Las teologías cantan claro diciendo así: existen el bien y el mal, y el motivo
existencial por excelencia, es para el hombre esquivar el mal y bregar por el
bien; Ormuz versus Ahrimán de la zoroastriana (de Zoroastro)
religión de la antigua Persia, cuyos habitantes seguramente también se
preocupaban por conocer de dónde venía el bien y de dónde salían las “bofetadas”
del mal. Entonces Zarathustra, fundador del mazdeísmo, solucionó el problema
diciendo sabiamente: existen dos dioses, uno bueno Ormuz, y otro malo Ahrimán, y
por eso hay bien y mal, y punto. (De esta “brillante” explicación, se pudieron
haber copiado los antiguos hebreos, con Moisés a la cabeza, para crear a su
bonachón Yahvé y a un maligno Lucifer, según mi humilde teoría).
Uno de los motivos
existenciales, el sentido de la vida, es entonces, ya en el terreno universal,
hacer el bien enfrentando al mal.

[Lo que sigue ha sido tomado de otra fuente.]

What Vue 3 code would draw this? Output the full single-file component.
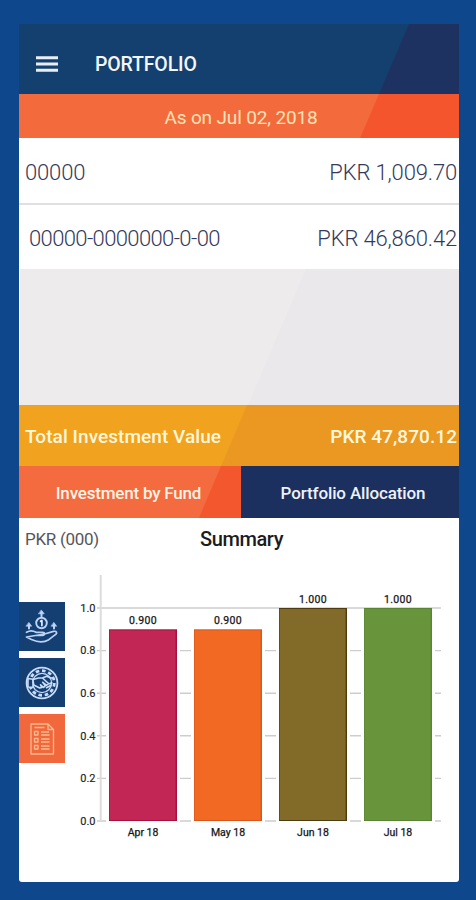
<script setup>
const accounts = [
  { id: '00000', value: 'PKR 1,009.70' },
  { id: '00000-0000000-0-00', value: 'PKR 46,860.42', nested: true },
]
const base = 821
const full = 213
const ticks = [0, 0.2, 0.4, 0.6, 0.8, 1].map((v) => ({ label: v.toFixed(1), y: base - v * full }))
const bars = [
  { label: 'Apr 18', value: 0.9, x: 109, color: '#c12654', edge: '#a80f3c' },
  { label: 'May 18', value: 0.9, x: 194, color: '#f16922', edge: '#d9561a' },
  { label: 'Jun 18', value: 1, x: 279, color: '#826b28', edge: '#4d3c10' },
  { label: 'Jul 18', value: 1, x: 364, color: '#68953b', edge: '#5a8433' },
].map((b) => ({ ...b, h: b.value * full, y: base - b.value * full }))
</script>

<template>
  <div class="page">
    <main class="phone">
      <header class="bar">
        <svg class="menu" width="22" height="16" viewBox="0 0 22 16">
          <path d="M0 1.8h22M0 8h22M0 14.2h22" stroke="#e9edf4" stroke-width="3" />
        </svg>
        <h1>PORTFOLIO</h1>
      </header>
      <div class="date"><span>As on Jul 02, 2018</span></div>
      <section class="accounts">
        <div v-for="a in accounts" :key="a.id" class="account" :class="{ nested: a.nested }">
          <span class="acc-id">{{ a.id }}</span><span class="acc-value">{{ a.value }}</span>
        </div>
      </section>
      <div class="filler"></div>
      <div class="total"><span>Total Investment Value</span><span>PKR 47,870.12</span></div>
      <nav class="tabs">
        <div class="tab fund"><span>Investment by Fund</span></div>
        <div class="tab allocation"><span>Portfolio Allocation</span></div>
      </nav>
      <section class="summary">
        <div class="heading"><span class="unit">PKR (000)</span><h2>Summary</h2></div>
        <div class="content">
          <aside class="shortcuts">
            <div class="shortcut">
              <svg width="36" height="36" viewBox="0 0 36 36" fill="none" stroke="#bdd3f6" stroke-width="1.7" stroke-linejoin="round" stroke-linecap="round">
                <circle cx="17.5" cy="14" r="5.3" stroke-width="1.9" />
                <path d="M16.6 12.3l1.3-.9v5.2" stroke="#e6efff" />
                <path d="M17.5 7.5V3M5 19.5v-4M30 19.5v-4" stroke-width="2" />
                <path d="M17.5 1.2l2.8 3.6h-5.6zM5 13.6l2.7 3.6H2.3zM30 13.6l2.7 3.6h-5.4z" fill="#bdd3f6" stroke-width=".6" />
                <path d="M2.5 23.3c3-1.8 6.500-1.800 9.500 0h6.500c2.600 0 2.600 3 0 3h-5.500M20.500 25l9-2.600c3-.7 4.300 1.500 1.800 3.300l-6.500 5c-4.800 2.800-11 2.600-17.300-.2L2.500 28z" />
              </svg>
            </div>
            <div class="shortcut">
              <svg width="36" height="36" viewBox="0 0 36 36" fill="none" stroke="#c9dcf8" stroke-width="1.6" stroke-linejoin="round">
                <circle cx="18" cy="18" r="15.400" stroke-width="1.8" />
                <circle cx="18" cy="18" r="12.300" stroke-width="2.800" stroke-dasharray="3.600 2.800" />
                <circle cx="18" cy="18" r="9.600" stroke-width="1.200" />
                <path d="M4 13.500l5 .8v8L4 22z" fill="#133f73" />
                <path d="M9 14.500l5.500-1.500h4l6 5.500-1.800 1.800-4-3 2.600 3.500-1.800 1.500-3-2.500 1.200 2.700-2 .5-6-3z" fill="#133f73" />
                <path d="M18.500 13l4-1.800 5.500 2M24.500 19l4-1.500M22 23l5.500-3" />
              </svg>
            </div>
            <div class="shortcut active">
              <svg width="36" height="36" viewBox="0 0 36 36" fill="none" stroke="#ffb98f" stroke-width="1.300" stroke-linejoin="round">
                <path d="M7 3h17l5.500 5.500V33H7zM24 3v5.500h5.500" />
                <path d="M10.500 6.500h10M17 11h8M17 14h8.500M17 18h8.500M17 21h8.500M17 25h8.500M17 28h8.500" />
                <path d="M10.500 10.500h3.500V14h-3.500zM10.500 17.500h3.500V21h-3.500zM10.500 24.500h3.500V28h-3.500z" />
              </svg>
            </div>
          </aside>
          <svg class="chart" width="393" height="304" viewBox="66 568 393 304">
            <line v-for="t in ticks" :key="t.label" x1="97" x2="441" :y1="t.y" :y2="t.y" stroke="#cdcdcd" stroke-width="1.4" />
            <line x1="100.7" x2="100.7" y1="575" :y2="base" stroke="#dcdcdc" stroke-width="2" />
            <text v-for="t in ticks" :key="t.label" class="tick" x="95.5" :y="t.y + 3.8">{{ t.label }}</text>
            <g v-for="b in bars" :key="b.label">
              <rect :x="b.x - 3" :y="b.y + 2" width="74" :height="b.h" fill="#fff" />
              <rect :x="b.x" :y="b.y" width="68" :height="b.h" :fill="b.edge" />
              <rect :x="b.x + 0.6" :y="b.y + 1" width="66" :height="b.h - 2" :fill="b.color" />
              <text class="label amount" :x="b.x + 34" :y="b.y - 5">{{ b.value.toFixed(3) }}</text>
              <text class="label" :x="b.x + 34" :y="base + 14.6">{{ b.label }}</text>
            </g>
          </svg>
        </div>
      </section>
    </main>
  </div>
</template>

<style>
body { background: #0f478c; }
</style>
<style scoped>
.page { box-sizing: border-box; height: 900px; padding: 24px 17px 18px 19px; background: #0f478c; font-family: Roboto, "Liberation Sans", sans-serif; }
.phone { height: 858px; display: flex; flex-direction: column; background: #fff; border-radius: 0 0 3px 3px; overflow: hidden; }
h1, h2 { margin: 0; }
span, h1, h2 { white-space: nowrap; }
.bar, .date, .filler, .total, .fund { position: relative; display: flex; align-items: center; }
.bar::before, .date::before, .filler::before, .total::before, .fund::before { content: ''; position: absolute; inset: 0; }
.bar > *, .date > *, .total > *, .fund > * { position: relative; }
.bar { height: 70px; box-sizing: border-box; padding: 10px 16px 0 17px; gap: 37px; background: #14406f; }
.bar::before { background: #1e3261; clip-path: polygon(390px 0, 100% 0, 100% 100%, 360px 100%); }
h1 { color: #f4f6fa; font-size: 19.5px; font-weight: 500; letter-spacing: -.15px; }
.date { height: 44px; box-sizing: border-box; justify-content: center; padding: 2px 0 0 4px; background: #f36b3c; color: #ffe1b4; font-size: 19px; letter-spacing: -.15px; }
.date::before { background: #f5552d; clip-path: polygon(360px 0, 100% 0, 100% 100%, 341px 100%); }
.account { height: 65px; box-sizing: border-box; padding: 4px 2px 0 6px; display: flex; align-items: center; justify-content: space-between; color: #35395a; font-size: 22px; font-weight: 300; letter-spacing: -.15px; }
.account:first-child { border-bottom: 2px solid #e0dfe1; height: 67px; }
.account.nested { padding: 2px 2px 0 10px; height: 64px; }
.nested .acc-id { letter-spacing: -.62px; }
.filler { height: 136px; margin-left: 1px; background: #edebec; }
.filler::before { background: #eae8ea; clip-path: polygon(286px 0, 100% 0, 100% 100%, 228px 100%); }
.total { height: 61px; box-sizing: border-box; padding: 2px 2px 0 6px; justify-content: space-between; background: #f1a31f; color: #fff7dc; font-size: 19px; font-weight: 500; letter-spacing: .06px; }
.total::before { background: #eb9822; clip-path: polygon(228px 0, 100% 0, 100% 100%, 202px 100%); }
.tabs { display: flex; height: 52px; }
.tab { display: flex; align-items: center; justify-content: center; color: #fff3e4; font-size: 17px; font-weight: 500; letter-spacing: -.2px; padding-top: 2px; box-sizing: border-box; }
.fund { width: 222px; padding-right: 3px; background: #f36b3f; }
.fund::before { background: #f3572d; clip-path: polygon(202px 0, 100% 0, 100% 100%, 180px 100%); }
.allocation { flex: 1; padding-left: 6px; background: #1b305f; color: #eef1f8; letter-spacing: -.13px; }
.summary { flex: 1; }
.heading { height: 50px; box-sizing: border-box; padding: 9px 6px 0; display: grid; grid-template-columns: 175px 1fr; align-items: start; }
.unit { color: #55565a; font-size: 17px; line-height: 24px; letter-spacing: -.3px; }
h2 { color: #1c1c1e; font-size: 20px; font-weight: 500; line-height: 24px; letter-spacing: -.4px; }
.content { display: flex; }
.shortcuts { width: 47px; padding-top: 34px; display: flex; flex-direction: column; gap: 7px; }
.shortcut { height: 49px; width: 46px; display: flex; align-items: center; justify-content: center; background: #133f73; }
.active { background: #f0683b; }
.chart { display: block; }
.tick { font-size: 11px; fill: #222; stroke: #222; stroke-width: .15px; text-anchor: end; }
.label { font-size: 10.5px; fill: #151515; stroke: #151515; stroke-width: .25px; text-anchor: middle; }
.amount { letter-spacing: .3px; }
</style>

Unos, los ateos como yo, lo hacen por
desinterés puro, por santa buena voluntad, por amor al prójimo, sin pretender
recompensa alguna. Los creyentes, muchos de ellos, para obtener un premio; algún
Paraíso celestial; otros lo hicieron para gozar con las Walkirias en el Paraíso
del Walhala.
Todo es cuestión de gustos
o de ética.
Corolario: no
es necesario ser creyente para hacer el bien por temor o por interés de obtener
un premio: la vida eterna. El no creyente puede tener más méritos por ayudar al
prójimo porque no espera recompensa alguna post mortem, ¡Amén!